Prompt - List all lines of the data that include the string "React".

Data lines -
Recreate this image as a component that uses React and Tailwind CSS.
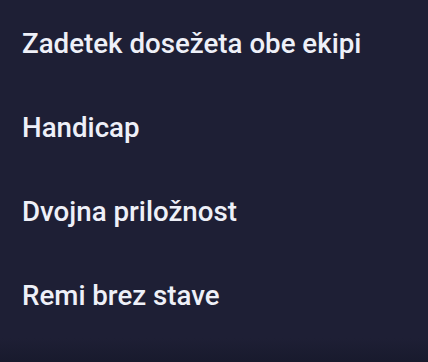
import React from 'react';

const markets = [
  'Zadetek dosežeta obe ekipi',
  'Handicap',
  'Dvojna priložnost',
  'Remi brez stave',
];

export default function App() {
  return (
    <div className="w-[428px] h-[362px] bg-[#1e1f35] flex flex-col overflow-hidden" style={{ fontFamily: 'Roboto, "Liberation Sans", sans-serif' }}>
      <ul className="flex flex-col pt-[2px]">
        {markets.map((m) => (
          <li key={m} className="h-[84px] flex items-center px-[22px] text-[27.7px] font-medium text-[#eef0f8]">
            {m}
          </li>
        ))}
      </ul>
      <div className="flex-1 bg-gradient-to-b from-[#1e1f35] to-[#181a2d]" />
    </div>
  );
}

Task answer -
Recreate this image as a component that uses React and Tailwind CSS.
import React from 'react';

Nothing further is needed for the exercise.